The Cream Of The Crop, Harvard Law School

When it comes to Biglaw firms, Skadden Arps is one of the biggest. It hires the best because it pays ridiculous amounts of money to baby lawyers who couldn’t find the courthouse without Google Maps, and their clients are willing to foot the bill for reasons that elude me. Where does a firm like Skadden seek out its new class of lawyers? Elite law schools, like Harvard. And so they held a career day, caught on video.

Skadden Arps does career event at Harvard Law School … students ask questions about how Skadden furthers Palestinian genocide on behalf of an apartheid state. pic.twitter.com/m8WQ3KY4Um

— Andy Grewal (@ProfGrewal) March 1, 2024

Are these the law students Skadden was hoping to hire out of law school, pay over $200,000 despite have no skills, and walk their hallways telling partners of their moral indiscretions? Some wags will say that Skadden ought to withdraw from interviews at Harvard, finding the law school’s students both rude and inappropriate for a gig at the firm. Indeed, while this happens to be a video of career day with Skadden, would the students have been any less offensive and aggressive with any other biglaw firm? They all represent corporations, governments and entities that are engaged in activities the woke find immoral and wrong.

But more to the point, law students who seek gainful employment after three years, opportunity costs and some sum of money are ordinarily expected not to go out of their way to attack their potential future employers. Some students will be obsequious. Others will be official. But few go out of their way to challenge potential employers to change their evil ways. Of course, this really wasn’t intended to question Skadden, but to use the rhetorical gimmick of questioning to tell these Skadden senior lawyers that they’re scum and their firm is scum.
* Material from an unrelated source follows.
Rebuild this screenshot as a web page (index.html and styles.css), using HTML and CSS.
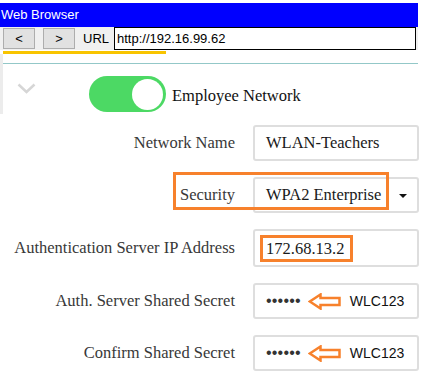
FILE: index.html
```html
<!DOCTYPE html>
<html lang="en">
<head>
  <meta charset="UTF-8" />
  <meta name="viewport" content="width=device-width, initial-scale=1.0"/>
  <title>Web Browser</title>
  <link rel="stylesheet" href="styles.css">
</head>
<body>
  <!-- Browser chrome -->
  <div class="browser">
    <div class="titlebar">Web Browser</div>
    <div class="toolbar">
      <button class="nav-btn">&lt;</button>
      <button class="nav-btn">&gt;</button>
      <span class="url-label">URL</span>
      <div class="url-field">http://192.16.99.62</div>
    </div>
    <div class="tab-line"></div>

    <!-- Network header -->
    <div class="page-top">
      <div class="divider"></div>
      <div class="network-head">
        <svg class="chevron" width="19" height="11" viewBox="0 0 19 11">
          <path d="M1.5 1.5 L9.5 9 L17.5 1.5" fill="none" stroke="#d6d6d6" stroke-width="2.5"/>
        </svg>
        <div class="toggle on"><span class="knob"></span></div>
        <span class="network-title">Employee Network</span>
      </div>
    </div>
  </div>

  <!-- WLAN form -->
  <div class="form">
    <div class="row">
      <label>Network Name</label>
      <div class="field">WLAN-Teachers</div>
    </div>
    <div class="row">
      <label>Security</label>
      <div class="field select">WPA2 Enterprise<span class="caret"></span></div>
    </div>
    <div class="row tall">
      <label>Authentication Server IP Address</label>
      <div class="field"><span class="mark">172.68.13.2</span></div>
    </div>
    <div class="row">
      <label>Auth. Server Shared Secret</label>
      <div class="field secret">
        <span class="dots">&bull;&bull;&bull;&bull;&bull;&bull;</span>
        <svg class="arrow" width="33" height="17" viewBox="0 0 33 17">
          <path d="M1.8 8.5 L12.5 1.5 L12.5 5 L31.5 5 L31.5 12 L12.5 12 L12.5 15.5 Z" fill="none" stroke="#f7812c" stroke-width="2.5" stroke-linejoin="miter"/>
        </svg>
        <span class="hint">WLC123</span>
      </div>
    </div>
    <div class="row">
      <label>Confirm Shared Secret</label>
      <div class="field secret">
        <span class="dots">&bull;&bull;&bull;&bull;&bull;&bull;</span>
        <svg class="arrow" width="33" height="17" viewBox="0 0 33 17">
          <path d="M1.8 8.5 L12.5 1.5 L12.5 5 L31.5 5 L31.5 12 L12.5 12 L12.5 15.5 Z" fill="none" stroke="#f7812c" stroke-width="2.5" stroke-linejoin="miter"/>
        </svg>
        <span class="hint">WLC123</span>
      </div>
    </div>

    <!-- callout around the security setting -->
    <div class="callout"></div>
  </div>
</body>
</html>
```

FILE: styles.css
```css
/* Browser frame + WLAN settings mockup */
body { margin: 0; background: #fff; font-family: "Liberation Serif", serif; }

.browser { width: 418px; padding-top: 3px; }
.titlebar { height: 24px; line-height: 24px; padding-left: 1px; background: #0000ff; color: #fff; font: 13px/24px "Liberation Sans", Arial, sans-serif; }

.toolbar { height: 23px; display: flex; align-items: center; background: #f0f0f0; font-family: "Liberation Sans", Arial, sans-serif; font-size: 13px; }
.nav-btn { width: 32px; height: 21px; margin-left: 3px; padding: 0; background: #e1e1e1; border: 1px solid #adadad; font: 13px "Liberation Sans", Arial, sans-serif; color: #000; }
.nav-btn + .nav-btn { margin-left: 8px; }
.url-label { margin-left: 8px; width: 25px; color: #000; }
.url-field { margin-left: 6px; width: 302px; height: 23px; box-sizing: border-box; border: 1px solid #000; background: #fff; padding-left: 2px; line-height: 21px; color: #000; }

.tab-line { width: 163px; height: 3px; margin: 1px 0 0 3px; background: #f8c400; }

.page-top { height: 51px; padding-top: 9px; border-left: 3px solid #ececec; }
.divider { height: 1px; background: #93c8c8; }
.network-head { display: flex; align-items: center; margin-top: 12px; }
.chevron { align-self: flex-start; margin: 7px 0 0 14px; }
.toggle { position: relative; width: 77px; height: 36px; margin-left: 53px; border-radius: 18px; background: #4cd964; }
.toggle .knob { position: absolute; top: 2.5px; right: 3px; width: 31px; height: 31px; border-radius: 50%; background: #fff; }
.network-title { margin: 3px 0 0 6px; font-size: 16.5px; color: #111; }

.form { position: relative; display: flex; flex-direction: column; gap: 16px; padding-top: 11px; }
.row { display: flex; align-items: center; height: 36px; }
.row.tall { height: 38px; }
.row label { width: 235px; text-align: right; font-size: 16.5px; color: #383838; }
.field { box-sizing: border-box; display: flex; align-items: center; width: 166px; height: 100%; margin-left: 18px; padding-left: 11px; border: 2px solid #dedede; border-radius: 3px; font-size: 16.5px; color: #1a1a1a; }
.select .caret { margin: 2px 10px 0 auto; border-left: 4px solid transparent; border-right: 4px solid transparent; border-top: 4px solid #111; }
.mark { margin-left: -6px; padding: 1px 6px 0 3px; border: 3px solid #f7812c; line-height: 20px; }

.secret { font-family: "Liberation Sans", Arial, sans-serif; }
.dots { font-size: 16px; letter-spacing: 0.2px; color: #333; }
.arrow { margin-left: 7px; }
.hint { margin-left: 9px; font-size: 14px; color: #111; }

.callout { position: absolute; left: 173px; top: 58px; width: 216px; height: 38px; box-sizing: border-box; border: 3px solid #f7812c; }
```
In a few years, they will be practicing lawyers, somewhere if not Skadden. Maybe a decade or two after that, they will hold offices and sit on benches. Bear in mind, these aren’t the ordinary trench lawyers who spend their careers representing individuals and struggling to win cases and eke out a decent living. These are the elite, the Harvard Law School graduates who will carry the mantle of the cream of the crop in perpetuity by virtue of admission to one of the most historically renowned law schools in the country.

And it’s not just a matter of their being childishly radicalized while in school, even though one would hope and expect that they would get their ideological zeal out of their system in undergrad and hunker down for their serious future once they get to law school. Sure, Harvard is no longer in the business of turning minds full of mush into lawyers, as that would make them cry and deprive them of their safe space, but still.

What this reflects even more than silly radicalism is that they feel no sense of restraint in attacking a law firm for not capitulating to their ideology. Would they go into an interview with Skadden and tell the partner they would never work for such a firm? If they were hired, would the first year Skadden associate, the newest lawyers in the room, inform his corporate client that he would rather see their company bankrupt than be complicit in their support of whatever function conflicts with their cause? Can you trust this baby lawyer not believe his personal ideology is more important than the firm or the client? Are you certain they won’t sabotage a client for what they believe to be the greater good?

A decade ago, such arrogance and rudeness would be dismissed as immaturity. “Just wait until they get out into the real world,” we would say, and then chuckle over the rude awakening waiting for them. Except the joke was on us, as we watched the “real world” bend to their whims, capitulate to their demands, reshape itself to conform to their infantile demands.

As Shakespeare’s Dick the Butcher said in Henry VI, the first thing needed to end the rule of law is to “kill all the lawyers.” These Harvard Law Students may have some watered-down form of legal education, but are they lawyers? And if not, then it would be fair to say that the lawyers have been killed, that they have been effectively eliminated and replaced by zealots with Harvard Law degrees. Will they still be considered the best of the best? Will they run law firms, hold high government office, sit on benches in judgment of others who, like Skadden, fail to meet their moral demands?